Щеки у Венеции вспыхнули.
– Напрасно напрягаете зрение! – бросила она сердито.
– Не будьте такой строгой. Ведь, право, есть чем залюбоваться.
Она посмотрела на Грегора с недоверием. Он рассмеялся. Самое красивое у Венеции – глаза, сияющие, серебристо-серые, обрамленные густыми темными ресницами. Кожа у нее свежая и гладкая, хоть и не очень светлая, Венеция легко загорала, и даже теперь, в апреле, на носу у нее можно было разглядеть несколько веснушек. Губы полные, нежные, зубки ровные, белые. Темно-каштановые волосы ничем особым не отличались бы, если бы не их тенденция кудрявиться при малейшем намеке на сырость в воздухе.
Грегор улыбнулся при воспоминании о том, как часто Венеция жаловалась на эту их особенность, которая ему, говоря по правде, очень нравилась. И вообще она весьма привлекательная девушка. Ему вдруг подумалось, что за время их продолжительного знакомства он успел по достоинству оценить ее очарование, и, кажется, это приятно им обоим. Грегор очень дорожил их дружбой и не собирался нарушать ее ради какого-нибудь легкого увлечения, каким в этом мире несть числа. Черт возьми, при этом освещении Венеция казалась особенно милой, Грегора влекло к ней не на шутку. К ее нежным губам, мягким плечам. К ее полной груди. Грегора обдало жаром, и он невольно сделал шаг к Венеции.

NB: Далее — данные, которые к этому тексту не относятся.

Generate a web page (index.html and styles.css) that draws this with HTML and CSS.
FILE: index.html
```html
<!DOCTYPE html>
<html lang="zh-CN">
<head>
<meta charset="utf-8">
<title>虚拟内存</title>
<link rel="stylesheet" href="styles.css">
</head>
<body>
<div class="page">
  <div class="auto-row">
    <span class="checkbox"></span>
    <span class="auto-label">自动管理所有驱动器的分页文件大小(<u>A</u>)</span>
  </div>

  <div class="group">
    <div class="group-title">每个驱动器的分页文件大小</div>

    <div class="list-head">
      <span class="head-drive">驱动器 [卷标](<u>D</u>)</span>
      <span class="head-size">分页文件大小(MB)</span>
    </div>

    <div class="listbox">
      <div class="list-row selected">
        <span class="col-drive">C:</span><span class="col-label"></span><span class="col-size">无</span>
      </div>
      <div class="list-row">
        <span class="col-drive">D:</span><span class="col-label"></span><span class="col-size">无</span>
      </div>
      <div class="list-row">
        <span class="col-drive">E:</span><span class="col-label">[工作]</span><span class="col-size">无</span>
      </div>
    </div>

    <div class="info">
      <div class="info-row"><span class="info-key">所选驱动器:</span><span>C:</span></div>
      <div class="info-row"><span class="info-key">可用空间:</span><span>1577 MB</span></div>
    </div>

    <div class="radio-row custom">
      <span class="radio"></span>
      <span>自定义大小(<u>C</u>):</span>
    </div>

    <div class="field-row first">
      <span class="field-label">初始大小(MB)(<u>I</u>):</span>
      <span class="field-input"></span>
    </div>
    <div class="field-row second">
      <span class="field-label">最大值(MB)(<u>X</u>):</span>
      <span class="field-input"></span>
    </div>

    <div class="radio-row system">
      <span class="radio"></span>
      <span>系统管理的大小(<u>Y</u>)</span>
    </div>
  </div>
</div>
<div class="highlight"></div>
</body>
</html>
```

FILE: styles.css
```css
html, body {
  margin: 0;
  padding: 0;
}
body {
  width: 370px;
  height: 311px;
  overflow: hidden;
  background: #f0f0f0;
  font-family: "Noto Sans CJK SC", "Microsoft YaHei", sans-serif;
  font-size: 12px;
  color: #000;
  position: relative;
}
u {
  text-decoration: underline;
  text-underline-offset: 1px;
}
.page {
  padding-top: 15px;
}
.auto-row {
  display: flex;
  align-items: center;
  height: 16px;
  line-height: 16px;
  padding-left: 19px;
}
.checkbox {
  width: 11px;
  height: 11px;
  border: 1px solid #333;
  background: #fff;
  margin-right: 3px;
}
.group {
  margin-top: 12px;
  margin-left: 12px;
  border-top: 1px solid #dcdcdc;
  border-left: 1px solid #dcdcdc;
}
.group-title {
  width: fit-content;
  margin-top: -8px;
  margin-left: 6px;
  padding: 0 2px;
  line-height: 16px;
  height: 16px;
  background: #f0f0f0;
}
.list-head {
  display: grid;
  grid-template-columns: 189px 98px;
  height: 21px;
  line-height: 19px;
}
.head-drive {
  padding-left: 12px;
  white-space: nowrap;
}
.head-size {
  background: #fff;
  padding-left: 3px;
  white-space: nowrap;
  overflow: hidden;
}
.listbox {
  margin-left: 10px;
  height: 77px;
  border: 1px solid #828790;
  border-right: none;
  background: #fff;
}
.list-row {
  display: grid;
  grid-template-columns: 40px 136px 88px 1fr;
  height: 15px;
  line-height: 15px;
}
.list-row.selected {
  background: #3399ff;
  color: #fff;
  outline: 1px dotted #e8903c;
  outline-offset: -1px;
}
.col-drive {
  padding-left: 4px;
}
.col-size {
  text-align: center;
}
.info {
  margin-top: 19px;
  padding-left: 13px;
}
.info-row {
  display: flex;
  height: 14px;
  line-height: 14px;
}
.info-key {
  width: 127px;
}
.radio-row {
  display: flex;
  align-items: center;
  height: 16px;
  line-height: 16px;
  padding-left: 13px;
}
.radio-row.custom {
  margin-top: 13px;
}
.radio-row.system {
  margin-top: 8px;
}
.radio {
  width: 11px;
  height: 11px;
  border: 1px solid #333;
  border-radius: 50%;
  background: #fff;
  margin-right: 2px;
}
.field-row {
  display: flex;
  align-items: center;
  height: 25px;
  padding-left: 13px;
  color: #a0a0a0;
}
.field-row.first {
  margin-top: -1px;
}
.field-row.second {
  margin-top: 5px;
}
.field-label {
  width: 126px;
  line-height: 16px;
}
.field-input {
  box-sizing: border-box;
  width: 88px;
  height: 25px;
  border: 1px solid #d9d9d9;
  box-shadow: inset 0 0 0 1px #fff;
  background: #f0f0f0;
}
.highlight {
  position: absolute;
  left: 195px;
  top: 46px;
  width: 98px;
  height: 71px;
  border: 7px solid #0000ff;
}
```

Она округлила глаза и залилась румянцем.
– Грегор, что…
В самом деле, что с ним? Грегор остановился, в душе посмеиваясь над собой. Проклятие, что на него нашло? Он пошел на риск, что с ним случалось крайне редко, и теперь смотрит с вожделением на женщину, которую вовсе не собирался трогать.